Show every line that has the string "React" in it.

══════════════════════════════

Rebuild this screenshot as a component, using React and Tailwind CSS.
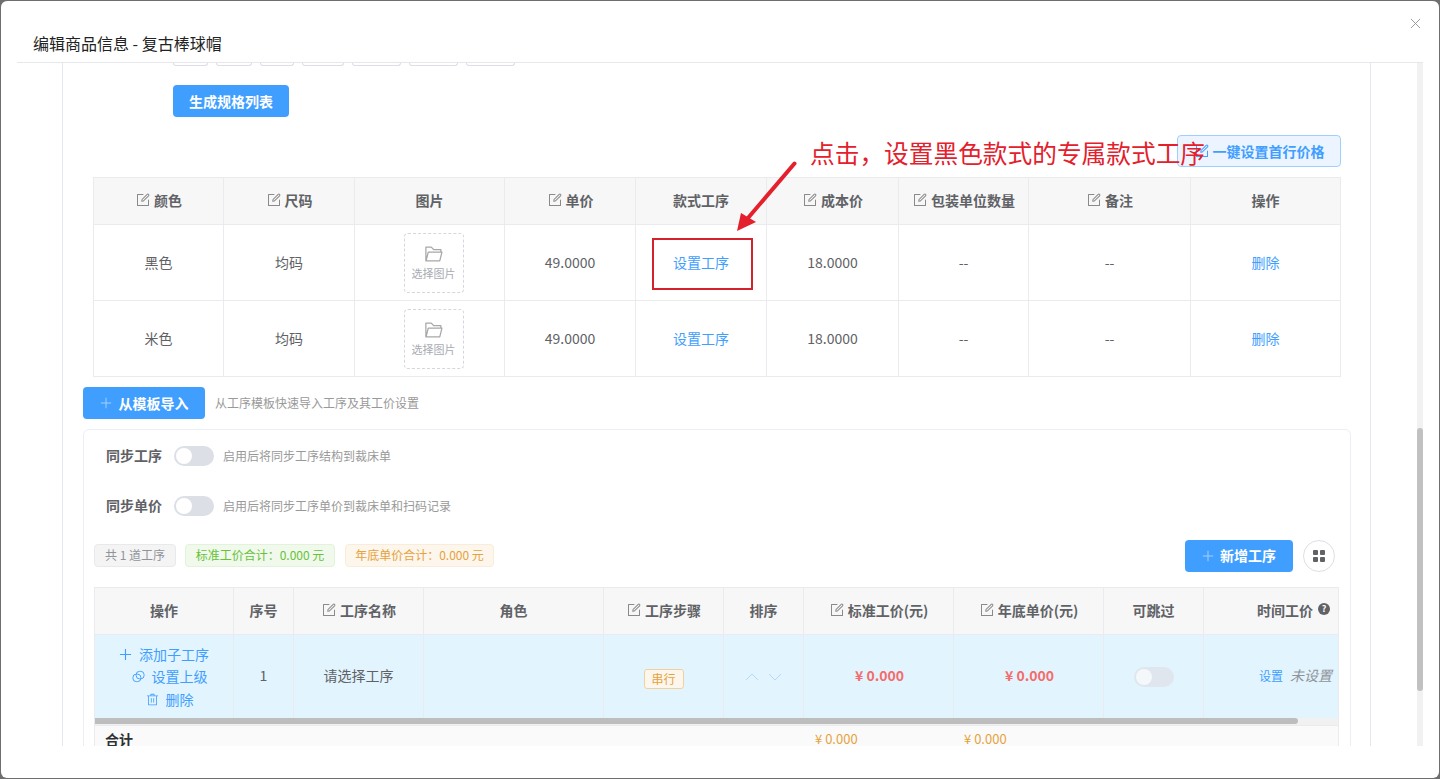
import React from 'react';

const FONT = '"Noto Sans CJK SC", "Noto Sans", sans-serif';

const EDIT_PATHS = [
  'M832 512a32 32 0 1 1 64 0v352a32 32 0 0 1-32 32H160a32 32 0 0 1-32-32V160a32 32 0 0 1 32-32h352a32 32 0 0 1 0 64H192v640h640z',
  'm469.952 554.24 52.8-7.552L847.104 222.4a32 32 0 1 0-45.248-45.248L477.44 501.44l-7.552 52.8zm422.4-422.4a96 96 0 0 1 0 135.808l-331.84 331.84a32 32 0 0 1-18.112 9.088L436.8 623.68a32 32 0 0 1-36.224-36.224l15.104-105.6a32 32 0 0 1 9.024-18.112l331.904-331.84a96 96 0 0 1 135.744 0z',
];

const EditIcon = ({ fill = '#8a8a8a' }) => (
  <svg viewBox="0 0 1024 1024" className="w-[16px] h-[16px] shrink-0 mr-[3px]" fill={fill}>
    {EDIT_PATHS.map(d => <path key={d} d={d} />)}
  </svg>
);

const FolderIcon = () => (
  <svg viewBox="0 0 1024 1024" className="w-[20px] h-[20px]" fill="#a8a8a8">
    <path d="M878.08 448H241.92l-96 384h636.16l96-384zM832 384v-64H485.76L357.504 192H128v448l57.92-231.744A32 32 0 0 1 216.96 384H832zm-24.96 512H96a32 32 0 0 1-32-32V160a32 32 0 0 1 32-32h287.872l128.384 128H864a32 32 0 0 1 32 32v96h23.04a32 32 0 0 1 31.04 39.744l-112 448A32 32 0 0 1 807.04 896z" />
  </svg>
);

const PlusIcon = ({ className }) => (
  <svg viewBox="0 0 14 14" className={className} fill="none" stroke="currentColor" strokeWidth="1.2">
    <path d="M7 1v12M1 7h12" />
  </svg>
);

const LinkIcon = () => (
  <svg viewBox="0 0 14 14" className="w-[13px] h-[13px] mr-[7px]" fill="none" stroke="#409eff" strokeWidth="1">
    <rect x="1" y="4.5" width="8.5" height="8" rx="3.5" />
    <rect x="4.5" y="1.5" width="8.5" height="8" rx="3.5" />
  </svg>
);

const TrashIcon = () => (
  <svg viewBox="0 0 1024 1024" className="w-[13px] h-[13px] mr-[7px]" fill="#409eff">
    <path d="M160 256H96a32 32 0 0 1 0-64h256V95.936a32 32 0 0 1 32-32h256a32 32 0 0 1 32 32V192h256a32 32 0 1 1 0 64h-64v672a32 32 0 0 1-32 32H192a32 32 0 0 1-32-32V256zm448-64v-64H416v64h192zM224 896h576V256H224v640zm192-128a32 32 0 0 1-32-32V416a32 32 0 0 1 64 0v320a32 32 0 0 1-32 32zm192 0a32 32 0 0 1-32-32V416a32 32 0 0 1 64 0v320a32 32 0 0 1-32 32z" />
  </svg>
);

const CLIPPED_TAGS = [35, 36, 34, 42, 49, 49, 49];

const SPEC_HEADERS = [
  { label: '颜色', edit: true },
  { label: '尺码', edit: true },
  { label: '图片' },
  { label: '单价', edit: true },
  { label: '款式工序' },
  { label: '成本价', edit: true },
  { label: '包装单位数量', edit: true },
  { label: '备注', edit: true },
  { label: '操作' },
];

const SPEC_ROWS = [{ color: '黑色' }, { color: '米色' }];

const STEP_HEADERS = [
  { label: '操作' },
  { label: '序号' },
  { label: '工序名称', edit: true },
  { label: '角色' },
  { label: '工序步骤', edit: true },
  { label: '排序' },
  { label: '标准工价(元)', edit: true },
  { label: '年底单价(元)', edit: true },
  { label: '可跳过' },
];

const Cell = ({ children, className = '' }) => (
  <div className={`flex items-center justify-center border-r border-[#e9ebef] last:border-r-0 ${className}`}>{children}</div>
);

const HeadCell = ({ label, edit }) => (
  <Cell className="h-[46px] pb-[2px] bg-[#f7f7f7] text-[14px] font-bold text-[#606266]">
    {edit && <EditIcon />}
    {label}
  </Cell>
);

const SpecTable = () => (
  <div className="ml-[30px] w-[1248px] border-t border-[#e9ebef] mt-[10px] border-l border-r">
    <div className="grid grid-cols-[130px_131px_150px_131px_131px_132px_130px_162px_149px] border-b border-[#e9ebef]">
      {SPEC_HEADERS.map(h => <HeadCell key={h.label} {...h} />)}
    </div>
    {SPEC_ROWS.map(row => (
      <div key={row.color} className="grid grid-cols-[130px_131px_150px_131px_131px_132px_130px_162px_149px] h-[76px] border-b border-[#e9ebef] text-[14px] text-[#606266]">
        <Cell>{row.color}</Cell>
        <Cell>均码</Cell>
        <Cell>
          <div className="ml-[8px] w-[60px] h-[60px] border border-dashed border-[#d4d7de] rounded-[4px] flex flex-col items-center justify-center">
            <FolderIcon />
            <span className="text-[11px] text-[#a8abb2] mt-[1px]">选择图片</span>
          </div>
        </Cell>
        <Cell>49.0000</Cell>
        <Cell className="text-[#409eff]">设置工序</Cell>
        <Cell>18.0000</Cell>
        <Cell>--</Cell>
        <Cell>--</Cell>
        <Cell className="text-[#409eff]">删除</Cell>
      </div>
    ))}
  </div>
);

const SyncRow = ({ label, hint, className = '' }) => (
  <div className={`flex items-center h-[20px] ${className}`}>
    <span className="w-[68px] pb-[2px] text-[14px] font-bold text-[#606266] whitespace-nowrap">{label}</span>
    <span className="w-[40px] h-[20px] rounded-full bg-[#dcdfe6] p-[2px] flex">
      <span className="w-[16px] h-[16px] rounded-full bg-white" />
    </span>
    <span className="ml-[9px] pb-[1px] text-[12px] text-[#999]">{hint}</span>
  </div>
);

const Tag = ({ children, className }) => (
  <span className={`h-[23px] pb-[1px] flex items-center justify-center rounded-[4px] border text-[12px] whitespace-nowrap ${className}`}>{children}</span>
);

const StepTable = () => (
  <div className="ml-[10px] mt-[15px] w-[1245px] overflow-hidden border border-[#e9ebef]">
    <div className="w-[1400px]">
      <div className="grid grid-cols-[139px_60px_130px_180px_120px_80px_150px_150px_100px_291px] border-b border-[#e9ebef]">
        {STEP_HEADERS.map(h => <HeadCell key={h.label} {...h} />)}
        <div className="h-[46px] bg-[#f7f7f7] text-[14px] font-bold text-[#606266] flex items-center pl-[53px] pb-[2px]">
          时间工价
          <span className="ml-[5px] mb-[3px] w-[12px] h-[12px] rounded-full bg-[#606266] text-white text-[9px] leading-none flex items-center justify-center">?</span>
        </div>
      </div>
      <div className="grid grid-cols-[139px_60px_130px_180px_120px_80px_150px_150px_100px_291px] h-[83px] bg-[#e2f4fe] text-[14px] text-[#606266]">
        <Cell className="flex-col text-[#409eff] leading-[22.5px]">
          <span className="flex items-center"><PlusIcon className="w-[13px] h-[13px] mr-[7px]" />添加子工序</span>
          <span className="flex items-center ml-[11px]"><LinkIcon />设置上级</span>
          <span className="flex items-center ml-[11px]"><TrashIcon />删除</span>
        </Cell>
        <Cell className="pb-[2px]">1</Cell>
        <Cell className="pb-[2px]">请选择工序</Cell>
        <Cell />
        <Cell>
          <span className="mt-[4px] w-[40px] h-[20px] flex items-center justify-center rounded-[3px] border border-[#f3d19e] bg-[#fdf6ec] text-[12px] text-[#e6a23c]">串行</span>
        </Cell>
        <Cell className="gap-[9px]">
          <svg viewBox="0 0 14 8" className="w-[14px] h-[8px]" fill="none" stroke="#b3d8ff" strokeWidth="1"><path d="M1 7l6-6 6 6" /></svg>
          <svg viewBox="0 0 14 8" className="w-[14px] h-[8px]" fill="none" stroke="#b3d8ff" strokeWidth="1"><path d="M1 1l6 6 6-6" /></svg>
        </Cell>
        <Cell className="pb-[2px] pl-[2px] font-bold text-[#f56c6c]">¥ 0.000</Cell>
        <Cell className="pb-[2px] pl-[2px] font-bold text-[#f56c6c]">¥ 0.000</Cell>
        <Cell>
          <span className="w-[40px] h-[20px] rounded-full bg-[#e0e6ed] p-[2px] flex">
            <span className="w-[16px] h-[16px] rounded-full bg-[#f4f8fb]" />
          </span>
        </Cell>
        <div className="flex items-center pl-[55px] pb-[2px] text-[12px]">
          <span className="text-[#409eff]">设置</span>
          <span className="ml-[7px] text-[14px] italic text-[#909399]">未设置</span>
        </div>
      </div>
    </div>
    <div className="h-[7px] bg-[#f1f1f1] flex">
      <div className="w-[1203px] h-[6px] bg-[#bdbdbd] rounded-r-full" />
    </div>
    <div className="w-[1400px] h-[40px] bg-[#fafafa] border-t border-[#e9ebef] grid grid-cols-[709px_150px_691px] text-[13px] leading-[26px]">
      <span className="pl-[10px] text-[14px] font-bold text-[#303133]">合计</span>
      <span className="pl-[11px] text-[#e6a23c]">¥ 0.000</span>
      <span className="pl-[10px] text-[#e6a23c]">¥ 0.000</span>
    </div>
  </div>
);

export default function App() {
  return (
    <div className="relative w-[1440px] h-[779px] overflow-hidden bg-[#6e6e6e] pl-[1px] pr-[1px] pt-[1px] pb-[1px]" style={{ fontFamily: FONT }}>
      <div className="h-full bg-white rounded-[6px] flex flex-col">
        {/* Header */}
        <div className="h-[62px] ml-[16px] mr-[16px] border-b border-[#e5e7eb] flex items-end pb-[8px] relative shrink-0">
          <span className="ml-[16px] text-[16px] leading-[22px] text-[#222]">编辑商品信息 - 复古棒球帽</span>
          <svg viewBox="0 0 12 12" className="absolute right-[2px] top-[17px] w-[11px] h-[11px]" fill="none" stroke="#909399" strokeWidth="1">
            <path d="M1 1l10 10M11 1L1 11" />
          </svg>
        </div>

        {/* Body */}
        <div className="h-[683px] ml-[16px] mr-[16px] flex overflow-hidden shrink-0">
          <div className="w-[1400px] flex pl-[45px] pr-[46px]">
            <div className="w-[1309px] border-l border-r border-[#e4e7ed]">
              <div className="ml-[110px] flex gap-[8px] h-[3px]">
                {CLIPPED_TAGS.map((w, i) => (
                  <div key={i} className="h-[3px] border border-t-0 border-[#dcdfe6] rounded-b-[4px]" style={{ width: w }} />
                ))}
              </div>
              <button className="ml-[110px] mt-[19px] w-[116px] h-[32px] block rounded-[4px] bg-[#409eff] text-white text-[14px] font-bold">生成规格列表</button>
              <div className="flex justify-end mr-[29px] mt-[18px]">
                <button className="w-[164px] h-[32px] rounded-[4px] border border-[#a0cfff] bg-[#ecf5ff] text-[#409eff] text-[14px] font-bold flex items-center justify-center">
                  <EditIcon fill="#409eff" />
                  一键设置首行价格
                </button>
              </div>
              <SpecTable />

              <div className="ml-[20px] mt-[10px] flex items-center">
                <button className="w-[122px] h-[32px] rounded-[4px] bg-[#409eff] text-white text-[14px] font-bold flex items-center justify-center">
                  <PlusIcon className="w-[12px] h-[12px] mr-[7px] text-[#a0cfff]" />
                  从模板导入
                </button>
                <span className="ml-[10px] text-[12px] text-[#999]">从工序模板快速导入工序及其工价设置</span>
              </div>

              <div className="ml-[20px] mt-[10px] w-[1268px] h-[340px] border border-[#ebeef5] rounded-t-[6px] pt-[16px]">
                <SyncRow label="同步工序" hint="启用后将同步工序结构到裁床单" className="ml-[22px]" />
                <SyncRow label="同步单价" hint="启用后将同步工序单价到裁床单和扫码记录" className="ml-[22px] mt-[30px]" />
                <div className="mt-[24px] ml-[10px] mr-[15px] flex items-center justify-between">
                  <div className="flex items-center mt-[-1px]">
                    <Tag className="w-[82px] bg-[#f4f4f5] border-[#e9e9eb] text-[#909399]">共 1 道工序</Tag>
                    <Tag className="ml-[9px] w-[150px] bg-[#f0f9eb] border-[#e1f3d8] text-[#67c23a]">标准工价合计：0.000 元</Tag>
                    <Tag className="ml-[10px] w-[149px] bg-[#fdf6ec] border-[#faecd8] text-[#e6a23c]">年底单价合计：0.000 元</Tag>
                  </div>
                  <div className="flex items-center gap-[10px]">
                    <button className="w-[108px] h-[32px] pb-[1px] rounded-[4px] bg-[#409eff] text-white text-[14px] font-bold flex items-center justify-center">
                      <PlusIcon className="w-[12px] h-[12px] mr-[6px] text-[#a0cfff]" />
                      新增工序
                    </button>
                    <button className="w-[32px] h-[32px] rounded-full border border-[#dcdfe6] bg-white grid grid-cols-[5px_5px] gap-[2px] content-center justify-center">
                      <span className="h-[5px] bg-[#606266] rounded-[1px]" />
                      <span className="h-[5px] bg-[#606266] rounded-[1px]" />
                      <span className="h-[5px] bg-[#606266] rounded-[1px]" />
                      <span className="h-[5px] bg-[#606266] rounded-[1px]" />
                    </button>
                  </div>
                </div>
                <StepTable />
              </div>
            </div>
          </div>
          {/* Page scrollbar */}
          <div className="w-[6px] bg-[#f1f1f1] pt-[365px] shrink-0">
            <div className="h-[263px] bg-[#c1c1c1] rounded-full" />
          </div>
        </div>
      </div>

      {/* Annotation laid over the page */}
      <span className="absolute left-[810px] top-[133px] text-[24.7px] leading-[38px] text-[#e3202c] whitespace-nowrap">点击，设置黑色款式的专属款式工序</span>
      <svg className="absolute left-[730px] top-[155px] w-[72px] h-[84px]" viewBox="0 0 72 84" fill="#e3202c">
        <path d="M64.5 8.5L18 63" stroke="#e3202c" strokeWidth="4" strokeLinecap="round" fill="none" />
        <path d="M7 76L11 58L26 67Z" />
      </svg>
      <div className="absolute left-[652px] top-[238px] w-[101px] h-[52px] border-2 border-[#d3222e]" />
    </div>
  );
}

══════════════════════════════

# Expected output
Rebuild this screenshot as a component, using React and Tailwind CSS.
import React from 'react';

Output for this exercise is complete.